The Sacred Scriptures (the "Bible") speak to us on many levels. One level which we moderns in the West are often not even aware of is its use of numbers as a language, in a symbolic manner. Symbols can open our eyes to a deeper truth. For example, is it an accident that a child usually in the in the womb for forty weeks, which is considered the fullness of the term? Of course not! There are several forty periods in events of importance in the history of Salvation found in the Old Testament of our Bible. For example, the Forty days Moses was on the Mountain and received the Law (Exodus 24:18). The story of the spies recorded in the Book of Numbers results in their being sentenced for Forty years, (Numbers 13:26, 14:34). There were Forty days for the great Prophet Elijah in Horeb,(1 Kings 19:8). The prophet Jonah was sent to Ninevah for Forty days... and of course, the Israelites wandered in the desert for Forty years.
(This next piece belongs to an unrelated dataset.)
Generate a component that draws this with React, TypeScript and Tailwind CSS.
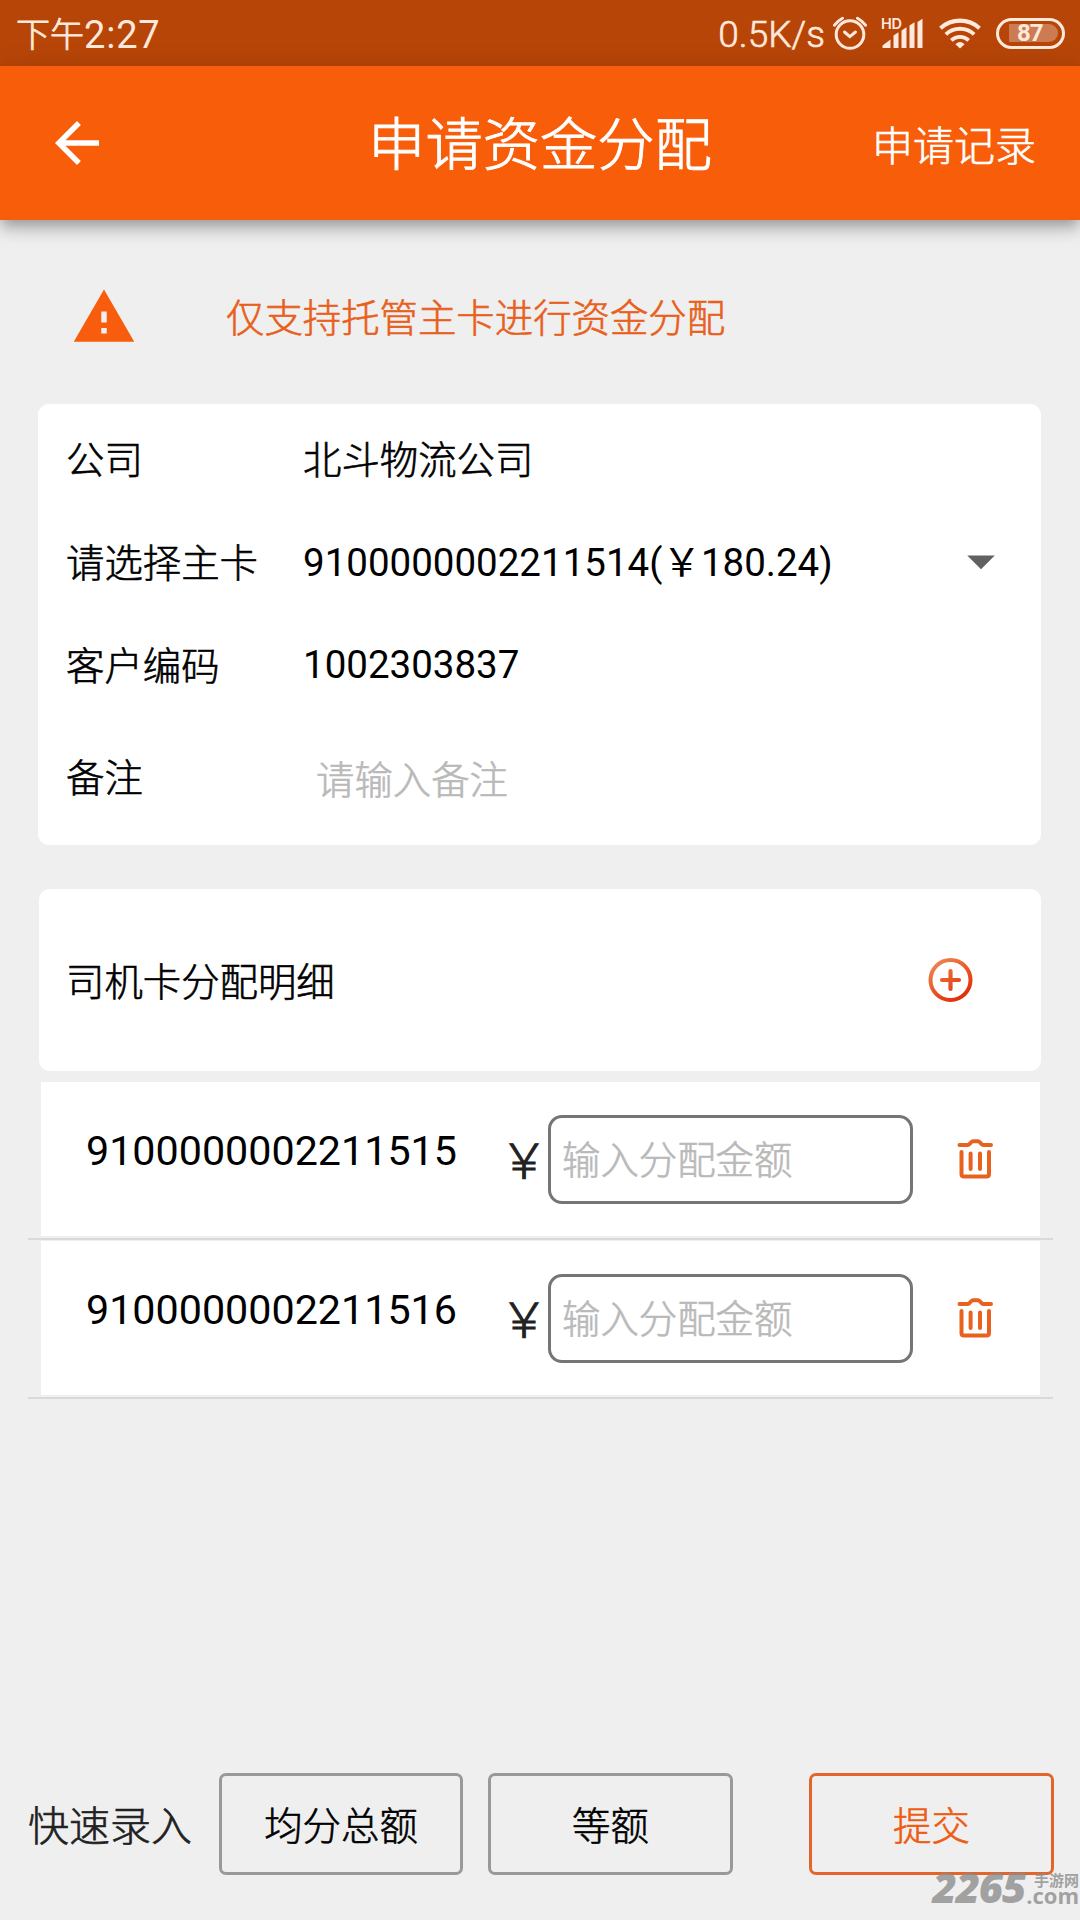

However, the significance of the number as referring to the fullness of time in God's saving plan was taken up in the mission of Jesus Christ, the New Israel, the New Law, the New Lawgiver, the Word Incarnate, the One in whom all creation began again and given its penultimate symbolic meaning.This One in whom we find the fullness of God and the fullness of our new humanity revealed, was tempted of the Devil for Forty days,(Matthew 4:2). Then, after the great salvific act of selfless Divine Love on the Cross, he defeated the last enemy, death. He was seen in His resurrected glory by his disciples for Forty days.(Acts 1:2)During that time he continued his preparation of the New Israel, His Church, which had been birthed from the water and blood which flowed from His wounded side on Calvary. To that Church he entrusted his continuing redemptive mission until His glorious return. Forty is no an arbitrary number. In fact, numbers are used as a language in the life of faith. Our Forty day observance of the Holy Season of Lent inserts us into this entire stream of God's action in human history and invites us to participate afresh every year.

Each of these forty day or forty year periods was preparatory. They presaged something new. So it can be for our forty days of Lenten observance. The Church, our Mother and Teacher, invites us to empty ourselves through various forms of fasting, abstinence and almsgiving in order to be filled with God's Divine life and Love. We are also enlisted into spiritual warfare (See, 2 Cor. 10:4, Eph 6: 14 - 16), to do battle with the "world", the "flesh" and, yes, the Devil, who is very real and is the enemy of our attainment of the fullness of our salvation. During these forty days we are invited to say "yes" to every invitation of grace offered to us and advance in our continuing conversion, in, with and through Jesus Christ who is the "leader and perfecter" of our faith" The author of the Letter to the Hebrews reminds us of the leadership Jesus provided as an example for us in these words:

"Therefore, since we are surrounded by so great a cloud of witnesses, let us rid ourselves of every burden and sin that clings to us and persevere in running the race that lies before us while keeping our eyes fixed on Jesus, the leader and perfecter of faith. For the sake of the joy that lay before him he endured the cross, despising its shame, and has taken his seat at the right of the throne of God. Consider how he endured such opposition from sinners, in order that you may not grow weary and lose heart. In your struggle against sin you have not yet resisted to the point of shedding blood. You have also forgotten the exhortation addressed to you as sons: "My son, do not disdain the discipline of the Lord or lose heart when reproved by him; for whom the Lord loves, he disciplines; he scourges every son he acknowledges." (Hebrews 12: 1-6)

Who needs Lent? We do. It is an invitation to receive God's grace, which is His Divine Life. If we enter into it with our entire person, Lent can draw us,especially at its' closure, into a deeper embrace of the power of the Resurrection. It is an extraordinary time, complete with practices of piety, asceticism and worship, which beckon us to "turn away from sin and be faithful to the Gospel" and, when practiced, open us up to a new experience of freedom. It is an ever necessary reminder of our own mortality, "Remember you are dust and to dust you will return" in an age drunk on self worship. As we receive the ashes this Wednesday, let us do so as joyful, willing and expectant penitents and pilgrims. Then, let us experience the fullness of the Lenten season together as we walk toward the celebration of Easter Triduum, the High Holy days, more prepared to receive what they offer.